Так осенью 1858 г. Кошут обличал публично Бонапарта, ныне своего дорогого союзника. Более того. В начале 1859 г., когда бонапартовские планы итальянского похода за свободу начали принимать осязательную форму, этот самый Кошут в мадзиниевском «Pensiero ed Azione» в сильных выражениях изобличал голландского плута и предостерегал всех истинных республиканцев — итальянцев, венгров и даже немцев — против таскания каштанов из огня для этого императора-Квазимодо. Словом, в данном случае он, как эхо, повторял точку зрения Мадзини, высказанную этим последним в его манифесте от 16 мая, — точку зрения, которой он остался верен в течение похода Бонапарта и которую снова торжествующе повторил в конце войны в другом манифесте, перепечатанном в «Tribune».

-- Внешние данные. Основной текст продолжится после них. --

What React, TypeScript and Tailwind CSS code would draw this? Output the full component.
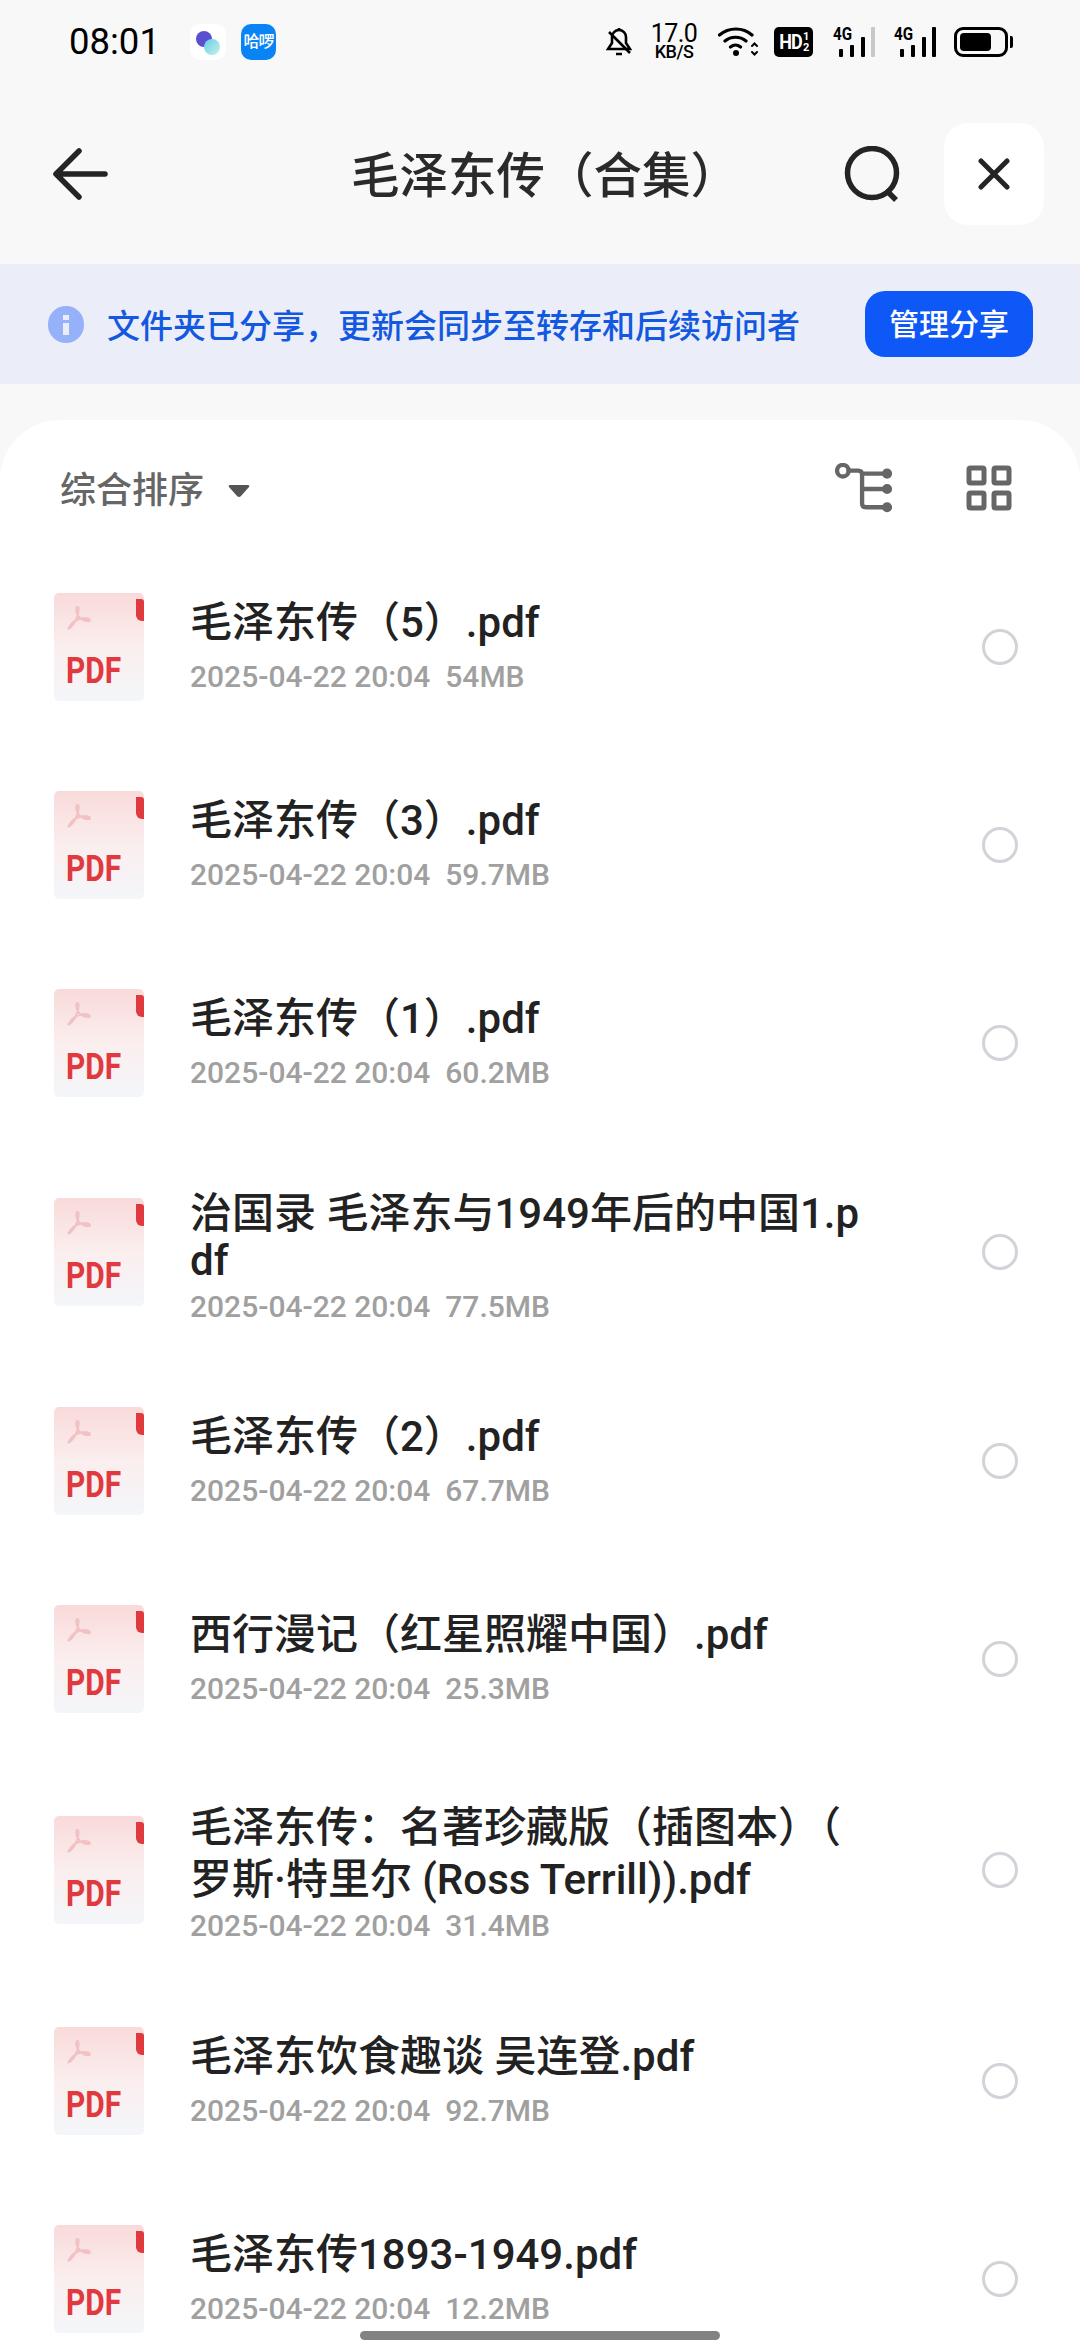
import React from "react";

const FONT = "font-['Roboto','Noto_Sans_CJK_SC',sans-serif]";

const files = [
  { name: ["毛泽东传（5）.pdf"], meta: "54MB", h: "h-[198px]" },
  { name: ["毛泽东传（3）.pdf"], meta: "59.7MB", h: "h-[198px]" },
  { name: ["毛泽东传（1）.pdf"], meta: "60.2MB", h: "h-[198px]" },
  { name: ["治国录 毛泽东与1949年后的中国1.p", "df"], meta: "77.5MB", h: "h-[220px]" },
  { name: ["毛泽东传（2）.pdf"], meta: "67.7MB", h: "h-[198px]" },
  { name: ["西行漫记（红星照耀中国）.pdf"], meta: "25.3MB", h: "h-[198px]" },
  { name: ["毛泽东传：名著珍藏版（插图本）（", "罗斯·特里尔 (Ross Terrill)).pdf"], meta: "31.4MB", h: "h-[224px]", tall: true },
  { name: ["毛泽东饮食趣谈 吴连登.pdf"], meta: "92.7MB", h: "h-[198px]" },
  { name: ["毛泽东传1893-1949.pdf"], meta: "12.2MB", h: "h-[198px]" },
];

function PdfIcon() {
  return (
    <div className="relative w-[90px] h-[108px] rounded-[5px] bg-gradient-to-b from-[#f9dada] via-[#fbeeee] to-[#f3f6fa] shrink-0">
      <div className="absolute right-0 top-[6px] w-[8px] h-[22px] bg-[#e0393e] rounded-bl-[6px] rounded-tr-[3px]" />
      <svg className="absolute left-[13px] top-[13px]" width="24" height="24" viewBox="0 0 24 24" fill="none" stroke="#f0c2c4" strokeWidth="2.200" strokeLinejoin="round">
        <path d="M10.500 1C9 1 9 4 10 7C11 11 15 15 22.500 15C24 13 19 11.500 14 12.500C9 13.500 4 17 1.500 22.500C5 21 9 15 10.500 10C11.500 6 12 1 10.500 1Z" />
      </svg>
      <span className="absolute left-[12px] top-[58px] text-[36px] leading-[40px] font-bold text-[#e0393e] font-['Roboto','Liberation_Sans',sans-serif] scale-x-[0.83] origin-left">PDF</span>
    </div>
  );
}

function FileRow({ name, meta, h, tall }: { name: string[]; meta: string; h: string; tall?: boolean }) {
  const two = name.length > 1;
  return (
    <div className={`flex items-center pl-[54px] pr-[62px] ${h}`}>
      <PdfIcon />
      <div className={`ml-[46px] flex-1 min-w-0 flex flex-col ${tall ? "pt-[6px]" : two ? "pt-[10px]" : ""}`}>
        {name.map((l) => (
          <div key={l} className={`text-[42px] ${tall ? "leading-[52px]" : "leading-[47px]"} font-medium text-[#222222] whitespace-nowrap`}>{l}</div>
        ))}
        <div className={`${tall ? "mt-[2px]" : two ? "mt-[5px]" : "mt-[13px]"} text-[30px] leading-[36px] font-medium text-[#a0a0a0] whitespace-pre`}>{`2025-04-22 20:04  ${meta}`}</div>
      </div>
      <div className="w-[36px] h-[36px] rounded-full border-[3px] border-[#d2d3d8] bg-white shrink-0" />
    </div>
  );
}

function Signal({ weak, ml }: { weak?: boolean; ml: string }) {
  return (
    <div className={`${ml} w-[42px] h-[30px] relative`}>
      <span className="absolute left-0 top-[-2px] text-[19px] leading-[18px] font-bold scale-x-[0.8] origin-left">4G</span>
      <div className="absolute left-[6px] bottom-0 w-[4px] h-[8px] bg-black rounded-[1px]" />
      <div className="absolute left-[17px] bottom-0 w-[4px] h-[12px] bg-black rounded-[1px]" />
      <div className="absolute left-[28px] bottom-0 w-[4px] h-[20px] bg-black rounded-[1px]" />
      <div className={`absolute left-[38px] bottom-0 w-[4px] h-[30px] rounded-[1px] ${weak ? "bg-[#c8c8c8]" : "bg-black"}`} />
    </div>
  );
}

function StatusBar() {
  return (
    <div className="h-[84px] flex items-center pl-[69px] pr-[67px] text-black">
      <span className="text-[36.500px] leading-[42px] font-normal">08:01</span>
      <div className="ml-[30px] w-[36px] h-[36px] rounded-[10px] bg-white relative">
        <div className="absolute left-[6px] top-[7px] w-[16px] h-[16px] rounded-full bg-[#5a4fd0]" />
        <div className="absolute left-[14px] top-[15px] w-[16px] h-[16px] rounded-full bg-gradient-to-br from-[#60cdea] to-[#c5f2e4]" />
      </div>
      <div className="ml-[15px] w-[35px] h-[36px] rounded-[10px] bg-[#0a84f5] flex items-center justify-center text-white text-[16px] leading-none font-medium tracking-[-1px]">哈啰</div>
      <div className="flex-1" />
      <svg width="26" height="30" viewBox="0 0 26 30" fill="none" stroke="black" strokeWidth="2.600">
        <path d="M2 22h22l-4-6v-6a7 7 0 0 0-14 0v6z" />
        <path d="M13 1v2M10 27h6M3 5l21 21" />
      </svg>
      <div className="ml-[21px] w-[42px] flex flex-col items-center text-center">
        <span className="text-[25px] leading-[20px] tracking-[-0.5px]">17.0</span>
        <span className="text-[18px] leading-[16px] font-medium tracking-[-0.5px]">KB/S</span>
      </div>
      <svg className="ml-[23px]" width="40" height="32" viewBox="0 0 40 32" fill="none" stroke="black" strokeWidth="3.200" strokeLinecap="round">
        <path d="M1.500 9C11 1 25 1 34 9M7 15c6-5 15-5 21 0M12.500 21c3-2.500 7-2.500 10 0" />
        <circle cx="18" cy="27" r="3" fill="black" stroke="none" />
        <path d="M34 20l2.500-2.500 2.500 2.500M34 26l2.500 2.500 2.500-2.500" strokeWidth="2" />
      </svg>
      <div className="ml-[16px] w-[39px] h-[30px] bg-black rounded-[5px] text-white flex items-center justify-center">
        <span className="text-[20px] leading-[30px] font-bold tracking-[-1px] scale-x-90">HD</span>
        <span className="flex flex-col text-[11px] leading-[11px] font-bold"><span>1</span><span>2</span></span>
      </div>
      <Signal weak ml="ml-[20px]" />
      <Signal ml="ml-[19px]" />
      <div className="ml-[18px] w-[54px] h-[30px] rounded-[9px] border-[3px] border-black p-[3px]">
        <div className="w-[31px] h-full bg-black rounded-[4px]" />
      </div>
      <div className="ml-[2px] w-[3px] h-[12px] bg-black rounded-r-[2px]" />
    </div>
  );
}

export default function App() {
  return (
    <div className={`w-[1080px] h-[2340px] relative overflow-hidden bg-[#f8f8f9] ${FONT}`}>
      <StatusBar />
      <div className="h-[180px] flex items-center pl-[53px] pr-[36px]">
        <svg width="56" height="52" viewBox="0 0 56 52" fill="none" stroke="#242424" strokeWidth="5.500" strokeLinecap="round" strokeLinejoin="round">
          <path d="M52 26H3M26 3L3 26l23 23" />
        </svg>
        <div className="flex-1 text-center text-[48.500px] leading-[56px] text-[#2a2a2a] pl-[137px] pt-[6px] font-medium">毛泽东传（合集）</div>
        <svg className="mr-[42px]" width="58" height="56" viewBox="0 0 58 56" fill="none" stroke="#242424" strokeWidth="5.500">
          <circle cx="28" cy="27" r="24.500" />
          <path d="M42 44l10 10" />
        </svg>
        <div className="w-[100px] h-[102px] rounded-[24px] bg-white flex items-center justify-center">
          <svg width="32" height="32" viewBox="0 0 32 32" fill="none" stroke="#242424" strokeWidth="5" strokeLinecap="round">
            <path d="M3 3l26 26M29 3L3 29" />
          </svg>
        </div>
      </div>
      <div className="h-[120px] bg-[#ebeef8] flex items-center pl-[48px] pr-[47px]">
        <div className="w-[36px] h-[37px] rounded-full bg-[#94b1f9] relative shrink-0">
          <div className="absolute left-[15px] top-[9px] w-[6px] h-[5px] bg-[#ebeef8]" />
          <div className="absolute left-[15px] top-[17px] w-[6px] h-[12px] bg-[#ebeef8]" />
        </div>
        <div className="ml-[23px] flex-1 text-[33px] leading-[40px] pt-[5px] font-medium text-[#1358e0] whitespace-nowrap">文件夹已分享，更新会同步至转存和后续访问者</div>
        <div className="w-[168px] h-[66px] rounded-[20px] bg-[#0f58f8] text-white text-[30px] font-medium flex items-center justify-center">管理分享</div>
      </div>
      <div className="mt-[36px] bg-white rounded-t-[60px] h-[1920px]">
        <div className="h-[128px] flex items-center pl-[60px] pr-[68px] pt-[14px]">
          <span className="text-[36px] leading-[40px] font-medium text-[#666666]">综合排序</span>
          <svg className="ml-[24px]" width="22" height="14" viewBox="0 0 22 14" fill="#555555"><path d="M2 1h18q2 0 1 2l-8 9q-2 2-4 0L1 3Q0 1 2 1z" /></svg>
          <div className="flex-1" />
          <svg className="mb-[6px]" width="58" height="50" viewBox="0 0 60 52" fill="none" stroke="#666666" strokeWidth="4.500" strokeLinecap="round">
            <circle cx="8" cy="8" r="6" />
            <path d="M14 8h10q4 0 4 4v30q0 4 4 4h18M28 11h24M28 27h24" />
            <circle cx="54" cy="11" r="3" fill="#666666" />
            <circle cx="54" cy="27" r="3" fill="#666666" />
            <circle cx="54" cy="46" r="3" fill="#666666" />
          </svg>
          <svg className="ml-[73px] mb-[6px]" width="46" height="46" viewBox="0 0 46 46" fill="none" stroke="#666666" strokeWidth="5">
            <rect x="3" y="3" width="15" height="15" rx="1.500" />
            <rect x="28" y="3" width="15" height="15" rx="1.500" />
            <rect x="3" y="28" width="15" height="15" rx="1.500" />
            <rect x="28" y="28" width="15" height="15" rx="1.500" />
          </svg>
        </div>
        {files.map((f) => (
          <FileRow key={f.name[0]} name={f.name} meta={f.meta} h={f.h} tall={f.tall} />
        ))}
      </div>
      <div className="absolute left-[360px] bottom-0 w-[360px] h-[9px] rounded-full bg-[#828282]" />
    </div>
  );
}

Итак, Кошут в январе 1859 г. не только прекрасно видел обман Бонапарта, но сделал все, что было в его силах, чтобы разоблачить этот обман перед всем миром. Он усиленно подталкивал «либеральную прессу» в том направлении, которое позже изумило агентов Бонапарта как «внезапный взрыв» «антинаполеоновского бешенства» и было осуждено ими как симптом нездоровой «симпатии к Австрии». Однако в промежутке между январем и маем 1859 г. в чувствах и мыслях великого импровизатора произошла какая-то странная революция. Этот человек, который, чтобы предостеречь британцев против кровавых замыслов Бонапарта, совершил лекционное турне по Шотландии осенью 1858 г., в мае 1859 г. предпринял новое турне, читая лекции повсюду, начиная от Мэншен-хауза в Лондоне и кончая Фритред-холлом в Манчестере[326], с целью проповедовать доверие к герою декабря и под лицемерным предлогом поддержки нейтралитета привлечь британцев на сторону августейшего мошенника. Свой собственный нейтралитет он вскоре после этого проявил самым недвусмысленным образом.